Direction — Provide an exact copy of the data, excluding the images.

Data extract —

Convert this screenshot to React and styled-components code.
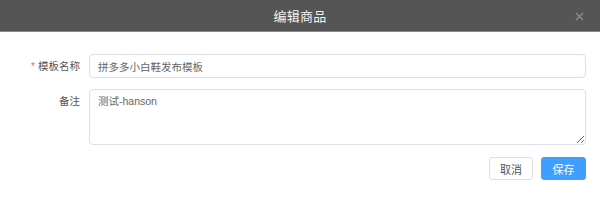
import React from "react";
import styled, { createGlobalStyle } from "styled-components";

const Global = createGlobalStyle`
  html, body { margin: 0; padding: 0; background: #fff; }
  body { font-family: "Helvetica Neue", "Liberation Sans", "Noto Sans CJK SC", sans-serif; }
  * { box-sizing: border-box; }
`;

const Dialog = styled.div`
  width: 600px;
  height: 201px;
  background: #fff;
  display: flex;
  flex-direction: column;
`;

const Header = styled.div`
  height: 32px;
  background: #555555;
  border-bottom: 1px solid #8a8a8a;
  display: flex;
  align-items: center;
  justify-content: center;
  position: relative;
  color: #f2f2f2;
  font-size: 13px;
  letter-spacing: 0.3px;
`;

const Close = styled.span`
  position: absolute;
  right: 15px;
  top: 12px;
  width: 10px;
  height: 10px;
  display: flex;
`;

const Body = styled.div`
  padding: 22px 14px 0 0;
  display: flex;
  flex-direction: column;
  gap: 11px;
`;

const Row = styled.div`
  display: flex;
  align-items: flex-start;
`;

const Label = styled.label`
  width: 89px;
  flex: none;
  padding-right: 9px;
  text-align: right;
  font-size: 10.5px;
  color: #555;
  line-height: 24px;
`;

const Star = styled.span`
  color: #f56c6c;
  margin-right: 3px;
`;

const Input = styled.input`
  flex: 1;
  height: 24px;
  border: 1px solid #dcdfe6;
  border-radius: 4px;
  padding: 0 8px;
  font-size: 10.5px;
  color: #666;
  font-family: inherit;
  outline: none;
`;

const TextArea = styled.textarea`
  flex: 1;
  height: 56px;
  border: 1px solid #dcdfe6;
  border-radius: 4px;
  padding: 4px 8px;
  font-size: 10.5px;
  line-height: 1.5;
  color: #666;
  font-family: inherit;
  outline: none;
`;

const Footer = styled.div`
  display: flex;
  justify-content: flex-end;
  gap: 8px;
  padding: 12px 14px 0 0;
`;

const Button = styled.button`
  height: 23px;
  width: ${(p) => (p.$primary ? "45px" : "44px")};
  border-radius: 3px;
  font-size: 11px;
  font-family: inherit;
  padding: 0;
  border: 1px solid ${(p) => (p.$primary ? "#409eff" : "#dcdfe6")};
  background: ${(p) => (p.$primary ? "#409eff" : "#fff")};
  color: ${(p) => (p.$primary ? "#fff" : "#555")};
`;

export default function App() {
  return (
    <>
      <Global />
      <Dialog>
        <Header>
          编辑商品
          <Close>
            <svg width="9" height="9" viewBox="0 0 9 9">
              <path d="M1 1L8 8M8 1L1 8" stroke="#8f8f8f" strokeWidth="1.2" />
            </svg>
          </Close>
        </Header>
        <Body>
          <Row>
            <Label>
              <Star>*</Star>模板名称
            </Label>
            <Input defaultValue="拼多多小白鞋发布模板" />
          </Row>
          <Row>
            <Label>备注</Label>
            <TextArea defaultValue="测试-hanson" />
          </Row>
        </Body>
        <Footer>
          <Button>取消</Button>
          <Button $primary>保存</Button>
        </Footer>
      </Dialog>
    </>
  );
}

Result below —
Convert this screenshot to React and styled-components code.
import React from "react";
import styled, { createGlobalStyle } from "styled-components";

const Global = createGlobalStyle`
  html, body { margin: 0; padding: 0; background: #fff; }
  body { font-family: "Helvetica Neue", "Liberation Sans", "Noto Sans CJK SC", sans-serif; }
  * { box-sizing: border-box; }
`;

const Dialog = styled.div`
  width: 600px;
  height: 201px;
  background: #fff;
  display: flex;
  flex-direction: column;
`;

const Header = styled.div`
  height: 32px;
  background: #555555;
  border-bottom: 1px solid #8a8a8a;
  display: flex;
  align-items: center;
  justify-content: center;
  position: relative;
  color: #f2f2f2;
  font-size: 13px;
  letter-spacing: 0.3px;
`;

const Close = styled.span`
  position: absolute;
  right: 15px;
  top: 12px;
  width: 10px;
  height: 10px;
  display: flex;
`;

const Body = styled.div`
  padding: 22px 14px 0 0;
  display: flex;
  flex-direction: column;
  gap: 11px;
`;

const Row = styled.div`
  display: flex;
  align-items: flex-start;
`;

const Label = styled.label`
  width: 89px;
  flex: none;
  padding-right: 9px;
  text-align: right;
  font-size: 10.5px;
  color: #555;
  line-height: 24px;
`;

const Star = styled.span`
  color: #f56c6c;
  margin-right: 3px;
`;

const Input = styled.input`
  flex: 1;
  height: 24px;
  border: 1px solid #dcdfe6;
  border-radius: 4px;
  padding: 0 8px;
  font-size: 10.5px;
  color: #666;
  font-family: inherit;
  outline: none;
`;

const TextArea = styled.textarea`
  flex: 1;
  height: 56px;
  border: 1px solid #dcdfe6;
  border-radius: 4px;
  padding: 4px 8px;
  font-size: 10.5px;
  line-height: 1.5;
  color: #666;
  font-family: inherit;
  outline: none;
`;

const Footer = styled.div`
  display: flex;
  justify-content: flex-end;
  gap: 8px;
  padding: 12px 14px 0 0;
`;

const Button = styled.button`
  height: 23px;
  width: ${(p) => (p.$primary ? "45px" : "44px")};
  border-radius: 3px;
  font-size: 11px;
  font-family: inherit;
  padding: 0;
  border: 1px solid ${(p) => (p.$primary ? "#409eff" : "#dcdfe6")};
  background: ${(p) => (p.$primary ? "#409eff" : "#fff")};
  color: ${(p) => (p.$primary ? "#fff" : "#555")};
`;

export default function App() {
  return (
    <>
      <Global />
      <Dialog>
        <Header>
          编辑商品
          <Close>
            <svg width="9" height="9" viewBox="0 0 9 9">
              <path d="M1 1L8 8M8 1L1 8" stroke="#8f8f8f" strokeWidth="1.2" />
            </svg>
          </Close>
        </Header>
        <Body>
          <Row>
            <Label>
              <Star>*</Star>模板名称
            </Label>
            <Input defaultValue="拼多多小白鞋发布模板" />
          </Row>
          <Row>
            <Label>备注</Label>
            <TextArea defaultValue="测试-hanson" />
          </Row>
        </Body>
        <Footer>
          <Button>取消</Button>
          <Button $primary>保存</Button>
        </Footer>
      </Dialog>
    </>
  );
}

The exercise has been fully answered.